= Delta and Providence Cooperative Farms =

The Delta and Providence Cooperative Farms were started in Bolivar County, Mississippi, in 1936; and Holmes County, Mississippi, in 1939, respectively. The farms were founded and run by missionary evangelist and author Sherwood Eddy, and Reverend Sam H. Franklin, with the goal of helping southern sharecroppers out of their economic plight (caused in part by side effects of the New Deal's Agricultural Adjustment Administration). Eddy drew considerable support from his friend, the theologian Reinhold Niebuhr, who once called the farms "the most significant experiment in social Christianity now being conducted in America."

The cooperatives were organized around four principles: efficiency in production and economy in finance through the cooperative principle, participation in building a socialized economy of abundance, inter-racial justice, and realistic religion as a social dynamic. In the early stages, many of the first cooperative members at the Delta Cooperative Farm were sharecroppers from eastern Arkansas who had been evicted following a strike.

Because the farms were committed to economic equality among races, all cooperative members were to receive equal pay for equal work. Agricultural operations included growing cotton, dairy and beef farms, a pasteurizing plant, and a saw mill.

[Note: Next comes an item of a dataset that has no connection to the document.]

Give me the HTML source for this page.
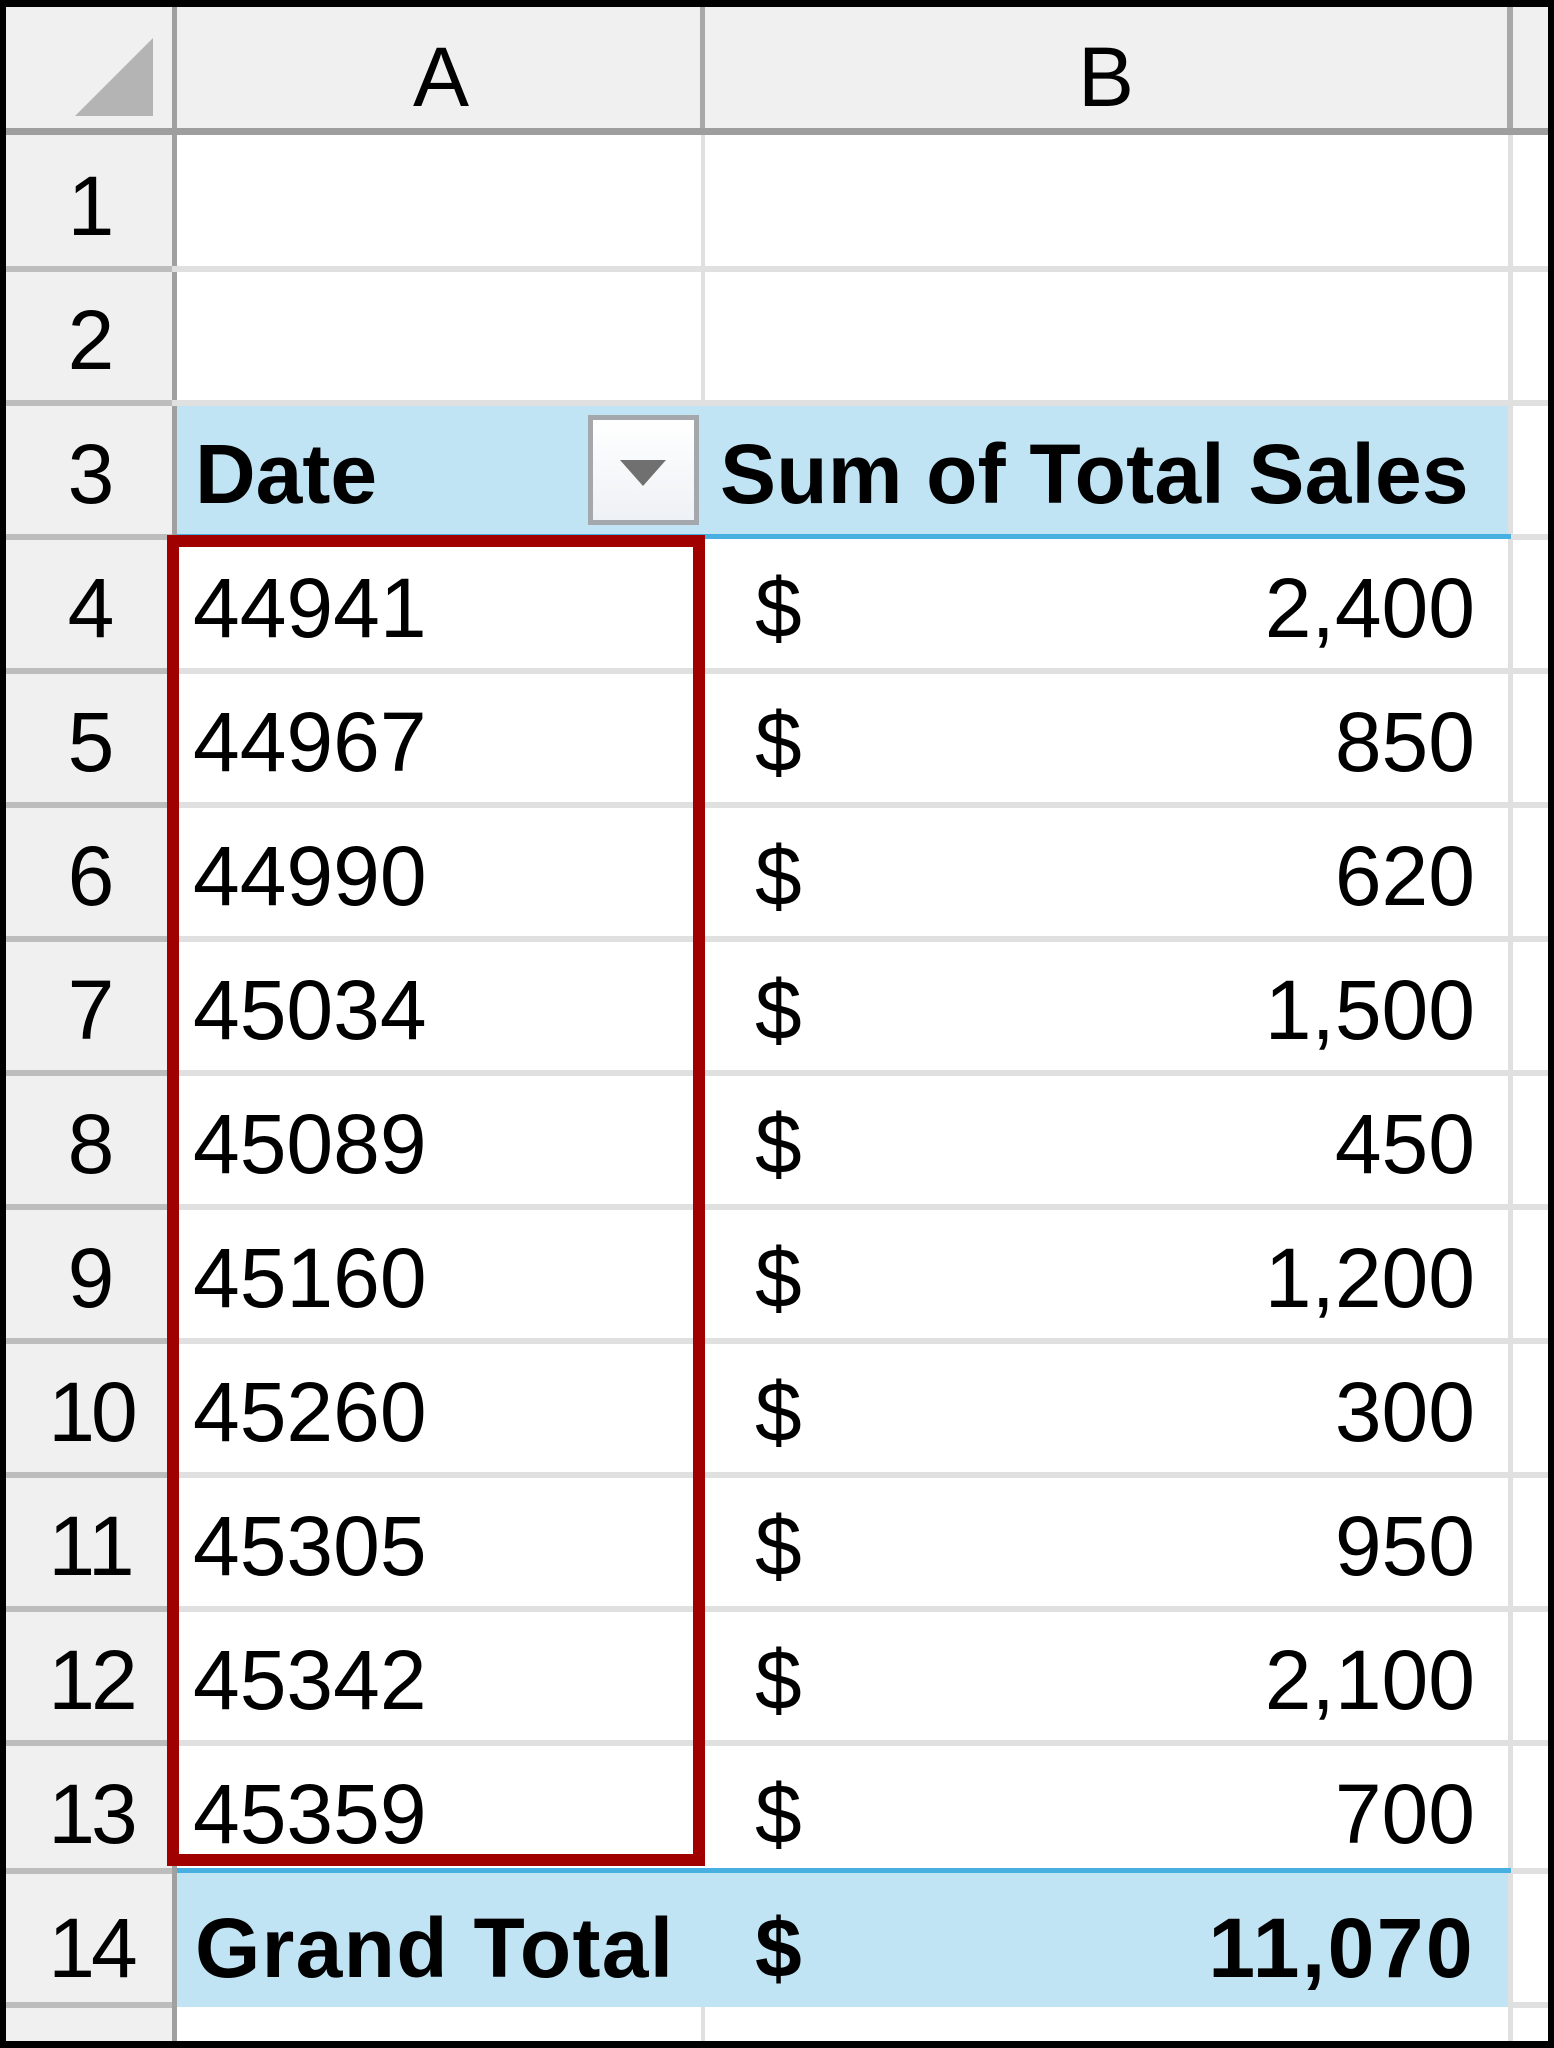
<!DOCTYPE html>
<html><head><meta charset="utf-8"><style>
*{margin:0;padding:0;box-sizing:border-box}
body{width:1554px;height:2048px;background:#000;position:relative;overflow:hidden;font-family:"Liberation Sans",sans-serif;color:#000}
.a{position:absolute}
.t{position:absolute;font-size:84px;line-height:84px;white-space:nowrap}
.b{font-weight:bold}
</style></head><body>
<div class="a" style="left:6px;top:7px;width:1542px;height:2034px;background:#fff"></div>
<div class="a" style="left:6px;top:7px;width:1542px;height:128px;background:#f0f0f0"></div>
<div class="a" style="left:6px;top:7px;width:170px;height:2034px;background:#f0f0f0"></div>
<svg class="a" style="left:75px;top:38px" width="80" height="80"><polygon points="78,0 78,78 0,78" fill="#b4b4b4"/></svg>
<div class="a" style="left:177px;top:403px;width:1334px;height:134px;background:#c0e4f4"></div>
<div class="a" style="left:177px;top:1873px;width:1334px;height:134px;background:#c0e4f4"></div>
<div class="a" style="left:172px;top:7px;width:5px;height:2034px;background:#a0a0a0"></div>
<div class="a" style="left:700px;top:7px;width:5px;height:128px;background:#a8a8a8"></div>
<div class="a" style="left:1507px;top:7px;width:6px;height:128px;background:#a8a8a8"></div>
<div class="a" style="left:701px;top:135px;width:4px;height:268px;background:#e0e0e0"></div>
<div class="a" style="left:701px;top:2007px;width:4px;height:34px;background:#e0e0e0"></div>
<div class="a" style="left:1508px;top:135px;width:5px;height:1906px;background:#e0e0e0"></div>
<div class="a" style="left:6px;top:128px;width:1542px;height:7px;background:#9e9e9e"></div>
<div class="a" style="left:6px;top:266px;width:1542px;height:6px;background:#e0e0e0"></div>
<div class="a" style="left:6px;top:266px;width:166px;height:6px;background:#bdbdbd"></div>
<div class="a" style="left:6px;top:400px;width:1542px;height:6px;background:#e0e0e0"></div>
<div class="a" style="left:6px;top:400px;width:166px;height:6px;background:#bdbdbd"></div>
<div class="a" style="left:6px;top:534px;width:166px;height:6px;background:#bdbdbd"></div>
<div class="a" style="left:177px;top:534px;width:1334px;height:5px;background:#47b0e0"></div>
<div class="a" style="left:1513px;top:534px;width:35px;height:6px;background:#e0e0e0"></div>
<div class="a" style="left:6px;top:668px;width:1542px;height:6px;background:#e0e0e0"></div>
<div class="a" style="left:6px;top:668px;width:166px;height:6px;background:#bdbdbd"></div>
<div class="a" style="left:6px;top:802px;width:1542px;height:6px;background:#e0e0e0"></div>
<div class="a" style="left:6px;top:802px;width:166px;height:6px;background:#bdbdbd"></div>
<div class="a" style="left:6px;top:936px;width:1542px;height:6px;background:#e0e0e0"></div>
<div class="a" style="left:6px;top:936px;width:166px;height:6px;background:#bdbdbd"></div>
<div class="a" style="left:6px;top:1070px;width:1542px;height:6px;background:#e0e0e0"></div>
<div class="a" style="left:6px;top:1070px;width:166px;height:6px;background:#bdbdbd"></div>
<div class="a" style="left:6px;top:1204px;width:1542px;height:6px;background:#e0e0e0"></div>
<div class="a" style="left:6px;top:1204px;width:166px;height:6px;background:#bdbdbd"></div>
<div class="a" style="left:6px;top:1338px;width:1542px;height:6px;background:#e0e0e0"></div>
<div class="a" style="left:6px;top:1338px;width:166px;height:6px;background:#bdbdbd"></div>
<div class="a" style="left:6px;top:1472px;width:1542px;height:6px;background:#e0e0e0"></div>
<div class="a" style="left:6px;top:1472px;width:166px;height:6px;background:#bdbdbd"></div>
<div class="a" style="left:6px;top:1606px;width:1542px;height:6px;background:#e0e0e0"></div>
<div class="a" style="left:6px;top:1606px;width:166px;height:6px;background:#bdbdbd"></div>
<div class="a" style="left:6px;top:1740px;width:1542px;height:6px;background:#e0e0e0"></div>
<div class="a" style="left:6px;top:1740px;width:166px;height:6px;background:#bdbdbd"></div>
<div class="a" style="left:6px;top:1868px;width:166px;height:6px;background:#bdbdbd"></div>
<div class="a" style="left:177px;top:1868px;width:1334px;height:5px;background:#47b0e0"></div>
<div class="a" style="left:1513px;top:1868px;width:35px;height:6px;background:#e0e0e0"></div>
<div class="a" style="left:6px;top:2002px;width:166px;height:6px;background:#bdbdbd"></div>
<div class="a" style="left:1513px;top:2002px;width:35px;height:6px;background:#e0e0e0"></div>
<div class="a" style="left:167px;top:535px;width:538px;height:1331px;border:12px solid #a00000"></div>
<div class="a" style="left:588px;top:415px;width:111px;height:110px;border:5px solid #a4a8ac;background:linear-gradient(#fff,#eef1f5)"></div>
<svg class="a" style="left:620px;top:460px" width="48" height="30"><polygon points="0,0 46,0 23,26" fill="#707070"/></svg>
<div class="t" style="left:0;top:35px;width:882px;text-align:center">A</div>
<div class="t" style="left:705px;top:35px;width:802px;text-align:center">B</div>
<div class="t" style="left:6px;top:164px;width:170px;text-align:center">1</div>
<div class="t" style="left:6px;top:298px;width:170px;text-align:center">2</div>
<div class="t" style="left:6px;top:432px;width:170px;text-align:center">3</div>
<div class="t" style="left:6px;top:566px;width:170px;text-align:center">4</div>
<div class="t" style="left:6px;top:700px;width:170px;text-align:center">5</div>
<div class="t" style="left:6px;top:834px;width:170px;text-align:center">6</div>
<div class="t" style="left:6px;top:968px;width:170px;text-align:center">7</div>
<div class="t" style="left:6px;top:1102px;width:170px;text-align:center">8</div>
<div class="t" style="left:6px;top:1236px;width:170px;text-align:center">9</div>
<div class="t" style="left:6px;top:1370px;width:170px;text-align:center;letter-spacing:-4px">10</div>
<div class="t" style="left:6px;top:1504px;width:170px;text-align:center;letter-spacing:-1px">11</div>
<div class="t" style="left:6px;top:1638px;width:170px;text-align:center;letter-spacing:-4px">12</div>
<div class="t" style="left:6px;top:1772px;width:170px;text-align:center;letter-spacing:-4px">13</div>
<div class="t" style="left:6px;top:1906px;width:170px;text-align:center;letter-spacing:-4px">14</div>
<div class="t b" style="left:195px;top:432px;letter-spacing:0px">Date</div>
<div class="t b" style="left:720px;top:432px;letter-spacing:0.2px">Sum of Total Sales</div>
<div class="t" style="left:193px;top:566px">44941</div><div class="t" style="left:755px;top:566px">$</div><div class="t" style="right:79px;top:566px">2,400</div>
<div class="t" style="left:193px;top:700px">44967</div><div class="t" style="left:755px;top:700px">$</div><div class="t" style="right:79px;top:700px">850</div>
<div class="t" style="left:193px;top:834px">44990</div><div class="t" style="left:755px;top:834px">$</div><div class="t" style="right:79px;top:834px">620</div>
<div class="t" style="left:193px;top:968px">45034</div><div class="t" style="left:755px;top:968px">$</div><div class="t" style="right:79px;top:968px">1,500</div>
<div class="t" style="left:193px;top:1102px">45089</div><div class="t" style="left:755px;top:1102px">$</div><div class="t" style="right:79px;top:1102px">450</div>
<div class="t" style="left:193px;top:1236px">45160</div><div class="t" style="left:755px;top:1236px">$</div><div class="t" style="right:79px;top:1236px">1,200</div>
<div class="t" style="left:193px;top:1370px">45260</div><div class="t" style="left:755px;top:1370px">$</div><div class="t" style="right:79px;top:1370px">300</div>
<div class="t" style="left:193px;top:1504px">45305</div><div class="t" style="left:755px;top:1504px">$</div><div class="t" style="right:79px;top:1504px">950</div>
<div class="t" style="left:193px;top:1638px">45342</div><div class="t" style="left:755px;top:1638px">$</div><div class="t" style="right:79px;top:1638px">2,100</div>
<div class="t" style="left:193px;top:1772px">45359</div><div class="t" style="left:755px;top:1772px">$</div><div class="t" style="right:79px;top:1772px">700</div>
<div class="t b" style="left:195px;top:1906px;letter-spacing:1.3px">Grand Total</div><div class="t b" style="left:755px;top:1906px">$</div><div class="t b" style="right:79px;top:1906px;letter-spacing:2.4px">11,070</div>
</body></html>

The cooperatives also provided a number of social and other services to members and the surrounding communities, including a cooperative store, a credit union, a medical clinic, educational programs, a library, religious services, and summer work camps for students.

Due to several factors, including the tense political climate of the 1950s and poor cotton sales at Providence, cooperative efforts were abandoned around 1956, and pieces of the land were sold off to members.